We also highlighted the significance of the discriminant, b² - 4ac, as a predictor of the nature of the solutions. A positive discriminant indicates two distinct real solutions, a zero discriminant indicates one real solution (a repeated root), and a negative discriminant indicates two complex solutions. Understanding the discriminant provides valuable insights into the graphical representation of quadratic functions and the behavior of their solutions. Furthermore, we explored numerous real-world applications of quadratic equations, demonstrating their relevance and utility in various disciplines. From modeling projectile motion in physics and designing structures in engineering to analyzing financial investments and optimizing everyday scenarios, quadratic equations prove to be indispensable tools for problem-solving and decision-making.

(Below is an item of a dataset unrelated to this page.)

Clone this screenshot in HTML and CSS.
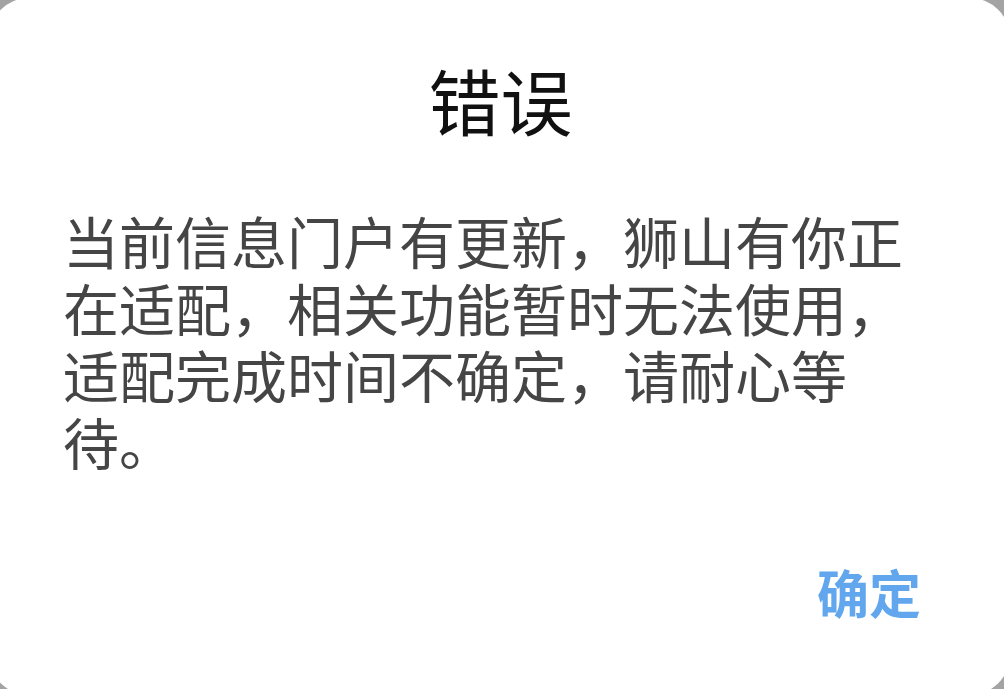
FILE: index.html
```html
<!DOCTYPE html>
<html lang="zh-CN">
<head>
<meta charset="utf-8">
<title>错误</title>
<link rel="stylesheet" href="styles.css">
</head>
<body>
<div class="dialog">
  <h1 class="title">错误</h1>
  <p class="message">当前信息门户有更新，狮山有你正<br>在适配，相关功能暂时无法使用，<br>适配完成时间不确定，请耐心等<br>待。</p>
  <div class="actions">
    <span class="btn">确定</span>
  </div>
</div>
</body>
</html>
```
FILE: styles.css
```css
html, body {
  margin: 0;
  padding: 0;
  width: 1004px;
  height: 689px;
  overflow: hidden;
  background: #a3a3a3;
}
.dialog {
  margin: -2px 0 0 -11px;
  width: 1021px;
  height: 697px;
  box-sizing: border-box;
  border-radius: 40px;
  background: #ffffff;
  padding: 65px 89px 0 74px;
  display: flex;
  flex-direction: column;
  font-family: "Noto Sans CJK SC", "Noto Sans", sans-serif;
}
.title {
  margin: 0;
  font-size: 72px;
  line-height: 72px;
  font-weight: 400;
  color: #111111;
  text-align: center;
  padding-left: 17px;
}
.message {
  margin: 71px 0 0 0;
  font-size: 56px;
  line-height: 67px;
  font-weight: 400;
  color: #454545;
  white-space: nowrap;
}
.actions {
  margin-top: 92px;
  display: flex;
  justify-content: flex-end;
}
.btn {
  font-size: 52px;
  line-height: 52px;
  font-weight: 700;
  color: #62a7ee;
}
```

By mastering the concepts and techniques discussed, you've equipped yourselves with a powerful toolkit for tackling quadratic equations and applying them effectively in various contexts. Whether you're solving a complex engineering problem, making financial decisions, or simply trying to optimize a garden design, the knowledge of quadratic equations will undoubtedly serve you well. So, embrace the power of quadratic equations, and continue to explore the fascinating world of mathematics and its applications. Keep practicing, keep exploring, and keep solving! You've got this!